Happy Tails is all about the rescue, restoration, and adoption of Mac and Bo into our family and their forever home the same way God rescues, restores, and adopts us into His family and our eternal home.

The Road to Glory is all about the rescue of Mama from helplessness and hopelessness, restoring her to feelings of contentment, and walking her safely through the trials of eldercare to her eternal home.

In both books, you’ll laugh, cry, and celebrate their triumphant journeys through their time here on earth.

Both are available on Amazon.

God Will Provide

Knight armor


My church family has heard me pray many times, “Thank You, Father, for who You are, and the way You work in our lives.” At the local Super Center, He showed Himself to be my Provider when I took Earl’s car in for an oil change.

After being assured they had the right oil for the change, I left the car to buy groceries during my wait.
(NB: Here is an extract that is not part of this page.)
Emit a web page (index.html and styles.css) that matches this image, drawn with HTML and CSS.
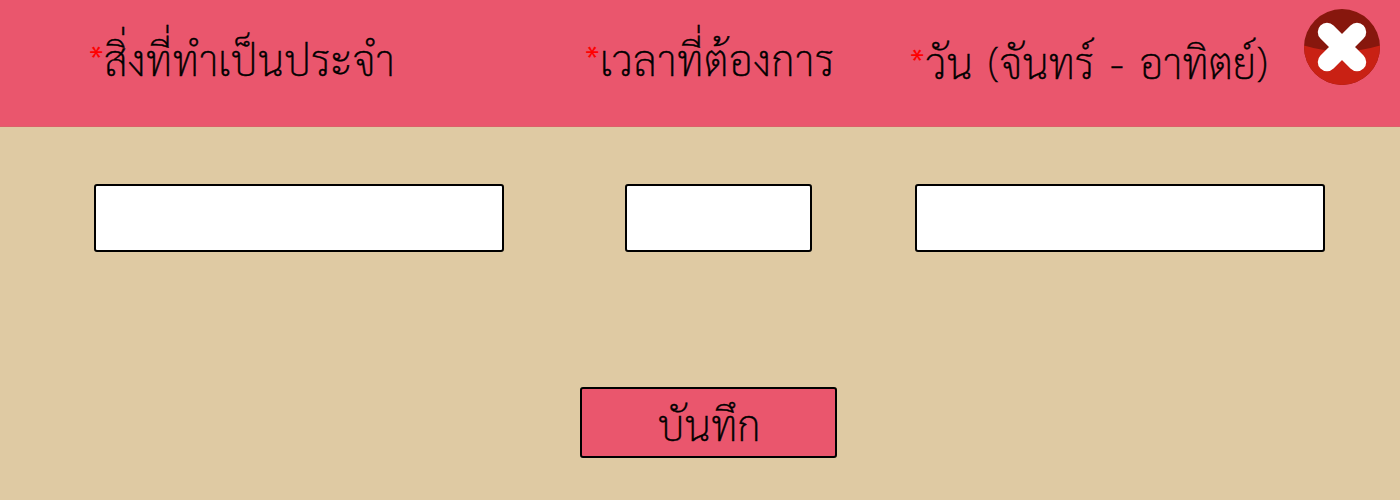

When I returned, the car wasn’t ready.

“Mrs. Winn, there’s a problem. We don’t have enough of your brand of oil to finish it.”

“And I imagine you’ve already drained all the oil out of my car,” I responded.

“Yes, Ma’am,” he said.

“What are my options now?” I asked hoping he would respond by getting it from his supplier.

Instead, he shrugged, tugged at his shirt, and said, “I dunno.”

When his what-do-I-do-now mode kicked in, he called the manager.

I felt like the cavalry had arrived with a knight in shining armor leading the charge when the manager showed up. It was Jeremy, a friend from church, ready to have his metal tested.

Jeremy didn’t know it was my car in question, and he didn’t see me sitting in the waiting area. He walked straight to the oil changer in a problem-solving mode.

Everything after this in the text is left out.